■ WRITTEN TASK
Which lines in the material below contain the word "React"? Copy each of them.

MATERIAL start

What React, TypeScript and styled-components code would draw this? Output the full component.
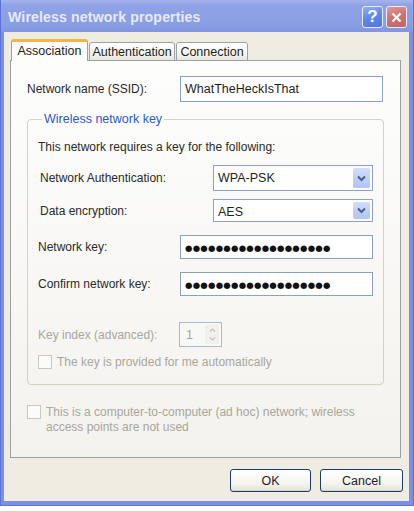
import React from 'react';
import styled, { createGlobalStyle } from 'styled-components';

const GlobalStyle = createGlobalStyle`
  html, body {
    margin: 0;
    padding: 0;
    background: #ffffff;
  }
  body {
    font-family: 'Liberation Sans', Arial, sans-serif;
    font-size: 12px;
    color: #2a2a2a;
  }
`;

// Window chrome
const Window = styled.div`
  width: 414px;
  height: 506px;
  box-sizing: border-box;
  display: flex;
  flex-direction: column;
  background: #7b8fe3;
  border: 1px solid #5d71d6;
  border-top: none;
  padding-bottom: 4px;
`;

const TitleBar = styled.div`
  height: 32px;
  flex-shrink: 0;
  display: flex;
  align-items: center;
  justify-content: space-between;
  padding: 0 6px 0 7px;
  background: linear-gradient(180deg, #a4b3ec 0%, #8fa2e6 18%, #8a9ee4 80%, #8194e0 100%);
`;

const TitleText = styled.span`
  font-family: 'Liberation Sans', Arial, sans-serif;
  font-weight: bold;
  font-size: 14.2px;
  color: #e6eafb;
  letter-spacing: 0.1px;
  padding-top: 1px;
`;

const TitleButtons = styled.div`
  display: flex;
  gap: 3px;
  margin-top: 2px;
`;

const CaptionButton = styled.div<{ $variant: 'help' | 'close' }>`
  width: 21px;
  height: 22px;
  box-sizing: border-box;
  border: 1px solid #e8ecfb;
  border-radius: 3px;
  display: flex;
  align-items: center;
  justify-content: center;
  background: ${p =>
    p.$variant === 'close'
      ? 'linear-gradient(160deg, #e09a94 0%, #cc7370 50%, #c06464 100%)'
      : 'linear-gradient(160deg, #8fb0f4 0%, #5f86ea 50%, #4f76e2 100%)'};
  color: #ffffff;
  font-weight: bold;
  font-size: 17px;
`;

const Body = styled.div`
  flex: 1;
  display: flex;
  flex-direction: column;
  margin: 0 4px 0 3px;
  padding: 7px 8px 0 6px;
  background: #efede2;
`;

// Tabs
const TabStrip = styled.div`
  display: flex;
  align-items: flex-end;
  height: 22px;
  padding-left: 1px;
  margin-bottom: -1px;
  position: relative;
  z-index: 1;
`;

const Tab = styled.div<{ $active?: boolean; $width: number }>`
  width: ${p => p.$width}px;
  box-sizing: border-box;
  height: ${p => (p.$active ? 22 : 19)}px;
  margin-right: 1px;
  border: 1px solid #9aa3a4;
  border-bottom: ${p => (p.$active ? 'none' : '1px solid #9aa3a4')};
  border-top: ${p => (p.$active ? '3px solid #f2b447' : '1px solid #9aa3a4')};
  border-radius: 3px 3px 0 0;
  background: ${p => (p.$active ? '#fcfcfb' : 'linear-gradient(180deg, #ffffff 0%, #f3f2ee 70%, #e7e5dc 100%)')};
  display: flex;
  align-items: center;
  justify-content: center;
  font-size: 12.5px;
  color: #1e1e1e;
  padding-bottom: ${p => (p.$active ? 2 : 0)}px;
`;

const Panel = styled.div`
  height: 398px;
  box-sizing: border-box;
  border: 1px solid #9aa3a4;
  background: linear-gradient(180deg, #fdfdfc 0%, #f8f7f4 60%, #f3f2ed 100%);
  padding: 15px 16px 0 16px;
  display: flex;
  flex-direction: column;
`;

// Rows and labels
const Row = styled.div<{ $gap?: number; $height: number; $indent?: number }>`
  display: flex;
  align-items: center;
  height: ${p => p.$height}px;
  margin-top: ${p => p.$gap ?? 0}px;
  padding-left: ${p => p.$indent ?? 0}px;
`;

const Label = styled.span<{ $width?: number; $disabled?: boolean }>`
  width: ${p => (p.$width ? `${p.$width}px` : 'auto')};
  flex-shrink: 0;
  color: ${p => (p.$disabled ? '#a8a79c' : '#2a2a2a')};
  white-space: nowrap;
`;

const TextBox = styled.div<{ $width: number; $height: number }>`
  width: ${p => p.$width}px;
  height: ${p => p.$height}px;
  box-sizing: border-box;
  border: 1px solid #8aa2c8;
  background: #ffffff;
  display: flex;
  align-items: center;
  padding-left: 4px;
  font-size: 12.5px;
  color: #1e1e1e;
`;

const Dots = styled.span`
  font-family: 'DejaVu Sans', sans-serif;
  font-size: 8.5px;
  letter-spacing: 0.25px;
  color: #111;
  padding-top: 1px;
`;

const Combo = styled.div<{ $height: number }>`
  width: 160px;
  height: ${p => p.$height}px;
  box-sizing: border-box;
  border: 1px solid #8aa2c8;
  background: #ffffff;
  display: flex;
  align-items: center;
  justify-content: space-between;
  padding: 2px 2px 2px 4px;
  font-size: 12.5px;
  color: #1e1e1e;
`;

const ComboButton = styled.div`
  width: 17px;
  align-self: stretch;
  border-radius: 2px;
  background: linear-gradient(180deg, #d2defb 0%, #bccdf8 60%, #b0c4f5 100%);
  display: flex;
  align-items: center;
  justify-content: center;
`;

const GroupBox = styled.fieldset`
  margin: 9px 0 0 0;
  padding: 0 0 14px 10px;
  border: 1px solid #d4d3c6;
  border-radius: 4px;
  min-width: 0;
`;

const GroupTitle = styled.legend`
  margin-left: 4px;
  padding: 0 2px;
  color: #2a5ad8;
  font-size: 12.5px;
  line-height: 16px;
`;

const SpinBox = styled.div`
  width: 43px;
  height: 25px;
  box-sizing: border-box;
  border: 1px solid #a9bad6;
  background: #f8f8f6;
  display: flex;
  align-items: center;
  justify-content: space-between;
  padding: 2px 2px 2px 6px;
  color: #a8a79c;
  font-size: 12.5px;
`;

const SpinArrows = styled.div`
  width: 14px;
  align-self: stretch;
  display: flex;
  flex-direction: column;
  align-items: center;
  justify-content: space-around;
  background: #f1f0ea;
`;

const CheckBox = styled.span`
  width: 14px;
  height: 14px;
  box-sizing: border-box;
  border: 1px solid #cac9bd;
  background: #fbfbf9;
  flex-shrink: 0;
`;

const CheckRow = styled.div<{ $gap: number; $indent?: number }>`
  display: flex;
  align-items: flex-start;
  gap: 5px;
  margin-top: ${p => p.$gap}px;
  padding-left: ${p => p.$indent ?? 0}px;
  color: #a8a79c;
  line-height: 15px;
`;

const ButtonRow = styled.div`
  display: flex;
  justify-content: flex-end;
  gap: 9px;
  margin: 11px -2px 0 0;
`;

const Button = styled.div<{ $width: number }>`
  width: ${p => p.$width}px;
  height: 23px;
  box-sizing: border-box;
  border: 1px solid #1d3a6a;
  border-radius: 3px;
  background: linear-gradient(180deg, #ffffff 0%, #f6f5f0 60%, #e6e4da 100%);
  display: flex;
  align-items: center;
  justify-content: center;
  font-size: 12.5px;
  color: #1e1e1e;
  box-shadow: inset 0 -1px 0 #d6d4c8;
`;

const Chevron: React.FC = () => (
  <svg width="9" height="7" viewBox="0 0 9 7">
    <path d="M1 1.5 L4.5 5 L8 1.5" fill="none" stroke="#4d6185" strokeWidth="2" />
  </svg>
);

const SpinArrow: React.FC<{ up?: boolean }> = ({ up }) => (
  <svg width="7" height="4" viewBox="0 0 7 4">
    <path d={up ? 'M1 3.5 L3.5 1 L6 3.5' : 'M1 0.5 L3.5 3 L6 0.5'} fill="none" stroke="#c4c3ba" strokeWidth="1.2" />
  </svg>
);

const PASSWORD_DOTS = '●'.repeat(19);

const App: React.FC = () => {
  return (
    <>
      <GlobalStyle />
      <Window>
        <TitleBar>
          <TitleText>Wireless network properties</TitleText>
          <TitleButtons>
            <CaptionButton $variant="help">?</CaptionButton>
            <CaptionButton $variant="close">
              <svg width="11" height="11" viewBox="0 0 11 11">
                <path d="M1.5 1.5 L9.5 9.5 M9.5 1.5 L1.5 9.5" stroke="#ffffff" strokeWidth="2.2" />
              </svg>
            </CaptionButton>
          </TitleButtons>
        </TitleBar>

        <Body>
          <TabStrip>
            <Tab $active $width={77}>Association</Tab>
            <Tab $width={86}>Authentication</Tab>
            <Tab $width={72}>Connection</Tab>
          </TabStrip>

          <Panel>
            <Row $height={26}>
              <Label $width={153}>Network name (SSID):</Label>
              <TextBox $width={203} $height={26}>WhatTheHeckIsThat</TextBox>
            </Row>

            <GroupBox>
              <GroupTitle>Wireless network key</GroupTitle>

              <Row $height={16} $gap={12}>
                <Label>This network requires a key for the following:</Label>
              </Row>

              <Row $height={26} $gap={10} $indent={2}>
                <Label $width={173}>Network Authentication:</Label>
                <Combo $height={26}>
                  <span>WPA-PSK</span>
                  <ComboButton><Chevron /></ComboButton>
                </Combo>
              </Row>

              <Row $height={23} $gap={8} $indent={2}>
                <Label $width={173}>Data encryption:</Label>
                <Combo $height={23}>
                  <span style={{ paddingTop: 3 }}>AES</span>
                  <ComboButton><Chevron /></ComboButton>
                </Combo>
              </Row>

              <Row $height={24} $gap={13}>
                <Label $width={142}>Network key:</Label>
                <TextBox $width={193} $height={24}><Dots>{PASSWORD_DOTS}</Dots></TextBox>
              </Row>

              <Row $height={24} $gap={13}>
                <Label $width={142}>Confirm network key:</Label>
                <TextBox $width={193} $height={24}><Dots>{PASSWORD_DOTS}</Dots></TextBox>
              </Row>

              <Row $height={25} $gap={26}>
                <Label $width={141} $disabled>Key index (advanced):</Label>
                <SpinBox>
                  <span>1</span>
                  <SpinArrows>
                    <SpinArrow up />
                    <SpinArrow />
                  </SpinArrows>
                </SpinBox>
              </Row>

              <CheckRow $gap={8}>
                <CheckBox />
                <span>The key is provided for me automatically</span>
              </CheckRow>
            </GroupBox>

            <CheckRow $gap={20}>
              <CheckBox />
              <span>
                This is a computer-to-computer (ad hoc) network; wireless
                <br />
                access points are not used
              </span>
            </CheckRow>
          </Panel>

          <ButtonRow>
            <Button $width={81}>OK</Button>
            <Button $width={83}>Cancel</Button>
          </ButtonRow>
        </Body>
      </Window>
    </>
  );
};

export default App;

MATERIAL end

■ FINISHED ANSWER
What React, TypeScript and styled-components code would draw this? Output the full component.
import React from 'react';
const Chevron: React.FC = () => (
const SpinArrow: React.FC<{ up?: boolean }> = ({ up }) => (
const App: React.FC = () => {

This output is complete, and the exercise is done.